BEGIN Records supplied

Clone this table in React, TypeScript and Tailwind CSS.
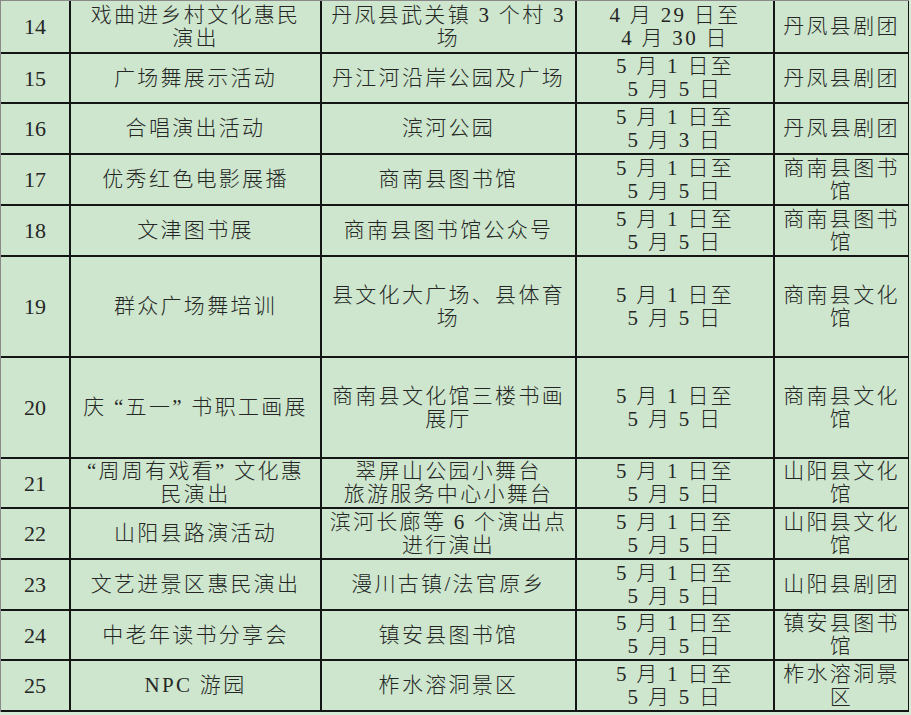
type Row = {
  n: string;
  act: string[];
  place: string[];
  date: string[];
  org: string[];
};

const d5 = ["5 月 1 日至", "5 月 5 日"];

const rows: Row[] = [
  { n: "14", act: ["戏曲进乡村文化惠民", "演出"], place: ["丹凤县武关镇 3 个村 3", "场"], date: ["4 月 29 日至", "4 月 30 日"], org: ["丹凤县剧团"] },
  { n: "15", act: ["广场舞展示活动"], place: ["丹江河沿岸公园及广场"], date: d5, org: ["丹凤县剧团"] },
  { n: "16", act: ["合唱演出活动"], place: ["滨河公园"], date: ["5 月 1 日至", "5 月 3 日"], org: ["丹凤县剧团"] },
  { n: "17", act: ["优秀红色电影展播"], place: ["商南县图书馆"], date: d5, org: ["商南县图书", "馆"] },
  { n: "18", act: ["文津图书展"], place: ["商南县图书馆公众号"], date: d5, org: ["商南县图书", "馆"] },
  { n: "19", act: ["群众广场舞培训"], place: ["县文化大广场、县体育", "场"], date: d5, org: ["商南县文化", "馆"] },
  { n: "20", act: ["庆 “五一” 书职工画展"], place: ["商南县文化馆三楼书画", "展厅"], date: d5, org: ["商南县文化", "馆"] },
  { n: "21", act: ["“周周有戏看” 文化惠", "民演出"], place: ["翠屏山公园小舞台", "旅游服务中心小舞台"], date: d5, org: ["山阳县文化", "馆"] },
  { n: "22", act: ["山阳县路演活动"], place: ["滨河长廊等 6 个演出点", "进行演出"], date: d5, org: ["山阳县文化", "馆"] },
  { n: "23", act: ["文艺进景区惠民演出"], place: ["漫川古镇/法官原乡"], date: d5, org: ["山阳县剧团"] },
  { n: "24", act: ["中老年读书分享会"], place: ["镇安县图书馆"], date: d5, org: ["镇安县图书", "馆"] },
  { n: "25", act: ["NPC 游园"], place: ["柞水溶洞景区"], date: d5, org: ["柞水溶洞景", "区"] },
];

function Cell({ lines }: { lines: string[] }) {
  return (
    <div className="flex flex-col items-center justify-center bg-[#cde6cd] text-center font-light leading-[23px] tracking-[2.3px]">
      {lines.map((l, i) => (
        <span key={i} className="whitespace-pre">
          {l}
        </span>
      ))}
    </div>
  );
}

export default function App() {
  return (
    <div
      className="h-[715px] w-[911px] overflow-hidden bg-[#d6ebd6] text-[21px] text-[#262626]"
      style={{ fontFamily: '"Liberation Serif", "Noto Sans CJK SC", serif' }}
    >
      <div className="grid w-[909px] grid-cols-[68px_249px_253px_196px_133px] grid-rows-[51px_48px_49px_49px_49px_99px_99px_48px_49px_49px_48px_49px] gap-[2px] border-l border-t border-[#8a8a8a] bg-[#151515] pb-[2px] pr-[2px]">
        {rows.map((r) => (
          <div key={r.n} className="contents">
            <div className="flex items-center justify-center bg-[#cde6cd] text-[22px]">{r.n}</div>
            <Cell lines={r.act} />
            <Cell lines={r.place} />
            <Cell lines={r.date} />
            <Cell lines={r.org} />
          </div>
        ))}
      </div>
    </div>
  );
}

END Records supplied
BEGIN Records supplied

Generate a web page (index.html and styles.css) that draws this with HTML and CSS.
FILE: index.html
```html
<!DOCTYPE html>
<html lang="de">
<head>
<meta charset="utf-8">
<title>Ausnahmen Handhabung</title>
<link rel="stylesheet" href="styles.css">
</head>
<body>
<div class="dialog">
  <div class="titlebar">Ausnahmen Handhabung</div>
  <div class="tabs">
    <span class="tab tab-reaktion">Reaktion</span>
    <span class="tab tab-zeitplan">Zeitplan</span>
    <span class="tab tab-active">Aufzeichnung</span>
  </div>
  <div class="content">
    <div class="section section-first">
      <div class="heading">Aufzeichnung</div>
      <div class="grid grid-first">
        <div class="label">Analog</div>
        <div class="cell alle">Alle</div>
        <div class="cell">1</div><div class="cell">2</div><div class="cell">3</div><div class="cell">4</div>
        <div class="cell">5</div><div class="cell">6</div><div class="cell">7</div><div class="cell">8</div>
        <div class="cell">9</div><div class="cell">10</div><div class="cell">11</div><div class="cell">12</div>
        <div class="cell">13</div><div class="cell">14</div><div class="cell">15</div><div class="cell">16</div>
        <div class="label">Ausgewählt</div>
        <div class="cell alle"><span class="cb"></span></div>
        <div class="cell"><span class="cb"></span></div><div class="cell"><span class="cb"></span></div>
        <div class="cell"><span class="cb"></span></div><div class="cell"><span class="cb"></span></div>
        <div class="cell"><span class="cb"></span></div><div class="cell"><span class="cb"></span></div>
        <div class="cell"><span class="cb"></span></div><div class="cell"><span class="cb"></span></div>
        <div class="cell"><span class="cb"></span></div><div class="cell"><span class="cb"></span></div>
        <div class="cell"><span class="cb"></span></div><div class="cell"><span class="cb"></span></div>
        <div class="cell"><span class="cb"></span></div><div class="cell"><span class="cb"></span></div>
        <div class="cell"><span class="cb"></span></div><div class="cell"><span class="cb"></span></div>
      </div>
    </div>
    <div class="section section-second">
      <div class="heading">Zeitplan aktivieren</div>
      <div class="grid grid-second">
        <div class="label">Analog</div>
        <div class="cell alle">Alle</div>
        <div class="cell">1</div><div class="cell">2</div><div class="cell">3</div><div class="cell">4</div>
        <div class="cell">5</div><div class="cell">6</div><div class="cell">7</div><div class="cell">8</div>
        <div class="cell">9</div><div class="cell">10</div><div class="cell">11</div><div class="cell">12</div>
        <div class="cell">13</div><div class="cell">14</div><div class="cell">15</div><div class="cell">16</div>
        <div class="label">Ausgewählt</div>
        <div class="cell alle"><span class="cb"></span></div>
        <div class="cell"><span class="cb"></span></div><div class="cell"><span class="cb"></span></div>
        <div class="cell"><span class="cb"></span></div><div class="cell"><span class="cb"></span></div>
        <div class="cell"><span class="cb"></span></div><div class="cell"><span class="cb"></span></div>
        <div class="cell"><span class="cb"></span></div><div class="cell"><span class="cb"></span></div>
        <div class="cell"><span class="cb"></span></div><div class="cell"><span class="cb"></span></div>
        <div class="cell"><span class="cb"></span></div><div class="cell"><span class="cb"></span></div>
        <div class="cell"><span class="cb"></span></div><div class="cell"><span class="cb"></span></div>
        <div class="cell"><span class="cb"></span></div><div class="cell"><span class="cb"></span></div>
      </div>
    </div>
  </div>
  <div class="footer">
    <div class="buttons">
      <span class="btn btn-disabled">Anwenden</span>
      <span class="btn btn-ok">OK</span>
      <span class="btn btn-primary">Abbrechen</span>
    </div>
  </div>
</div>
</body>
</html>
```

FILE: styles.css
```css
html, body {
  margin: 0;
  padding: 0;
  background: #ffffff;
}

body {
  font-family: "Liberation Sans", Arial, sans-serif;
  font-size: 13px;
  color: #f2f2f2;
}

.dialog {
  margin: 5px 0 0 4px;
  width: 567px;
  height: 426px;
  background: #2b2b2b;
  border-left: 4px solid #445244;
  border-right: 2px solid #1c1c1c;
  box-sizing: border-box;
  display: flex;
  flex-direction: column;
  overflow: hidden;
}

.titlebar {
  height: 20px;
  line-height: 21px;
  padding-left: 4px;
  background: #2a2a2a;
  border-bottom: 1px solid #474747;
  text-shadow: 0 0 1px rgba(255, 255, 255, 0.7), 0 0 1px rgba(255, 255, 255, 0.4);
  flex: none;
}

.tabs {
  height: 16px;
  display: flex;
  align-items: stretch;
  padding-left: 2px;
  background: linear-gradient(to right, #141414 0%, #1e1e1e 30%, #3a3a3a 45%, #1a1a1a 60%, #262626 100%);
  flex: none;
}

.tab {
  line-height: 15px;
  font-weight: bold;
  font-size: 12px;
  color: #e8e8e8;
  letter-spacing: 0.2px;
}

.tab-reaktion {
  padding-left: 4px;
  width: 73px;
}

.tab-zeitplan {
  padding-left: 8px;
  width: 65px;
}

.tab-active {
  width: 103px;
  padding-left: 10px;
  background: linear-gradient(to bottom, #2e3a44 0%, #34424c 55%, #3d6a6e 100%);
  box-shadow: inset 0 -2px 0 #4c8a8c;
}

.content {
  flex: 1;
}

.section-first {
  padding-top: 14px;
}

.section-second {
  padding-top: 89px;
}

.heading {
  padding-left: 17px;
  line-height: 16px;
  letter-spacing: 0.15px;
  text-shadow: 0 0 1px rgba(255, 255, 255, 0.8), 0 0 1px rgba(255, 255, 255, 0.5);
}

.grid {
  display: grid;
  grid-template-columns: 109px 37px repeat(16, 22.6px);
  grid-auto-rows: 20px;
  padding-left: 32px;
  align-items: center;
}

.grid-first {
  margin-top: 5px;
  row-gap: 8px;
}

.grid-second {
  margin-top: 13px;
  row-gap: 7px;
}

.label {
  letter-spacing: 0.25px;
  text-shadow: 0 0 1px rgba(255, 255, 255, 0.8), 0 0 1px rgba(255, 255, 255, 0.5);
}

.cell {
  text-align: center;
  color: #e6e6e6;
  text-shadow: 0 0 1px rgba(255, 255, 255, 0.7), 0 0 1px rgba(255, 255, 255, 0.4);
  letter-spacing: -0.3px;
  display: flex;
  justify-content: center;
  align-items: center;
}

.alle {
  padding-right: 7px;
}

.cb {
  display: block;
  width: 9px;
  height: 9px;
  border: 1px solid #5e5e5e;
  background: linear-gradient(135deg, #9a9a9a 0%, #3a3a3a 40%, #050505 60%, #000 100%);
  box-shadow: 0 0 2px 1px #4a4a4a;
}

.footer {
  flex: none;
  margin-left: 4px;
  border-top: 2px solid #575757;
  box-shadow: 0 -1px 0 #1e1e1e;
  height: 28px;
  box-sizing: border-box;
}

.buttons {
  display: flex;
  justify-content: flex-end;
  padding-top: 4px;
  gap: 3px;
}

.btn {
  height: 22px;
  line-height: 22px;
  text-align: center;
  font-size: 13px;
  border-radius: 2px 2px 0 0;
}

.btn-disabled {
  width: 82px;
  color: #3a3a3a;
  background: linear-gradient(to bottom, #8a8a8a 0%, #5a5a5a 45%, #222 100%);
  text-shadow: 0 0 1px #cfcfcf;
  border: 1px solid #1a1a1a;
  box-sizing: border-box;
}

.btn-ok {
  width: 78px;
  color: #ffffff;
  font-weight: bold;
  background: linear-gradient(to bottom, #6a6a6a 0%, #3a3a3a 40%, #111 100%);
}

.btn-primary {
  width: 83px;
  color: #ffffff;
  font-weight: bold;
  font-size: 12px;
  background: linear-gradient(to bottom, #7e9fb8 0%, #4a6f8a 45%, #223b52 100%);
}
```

END Records supplied

_Directions_. Search the entries for the word "this" and pick out every line that holds it.

_Written response_.
Clone this table in React, TypeScript and Tailwind CSS.
Generate a web page (index.html and styles.css) that draws this with HTML and CSS.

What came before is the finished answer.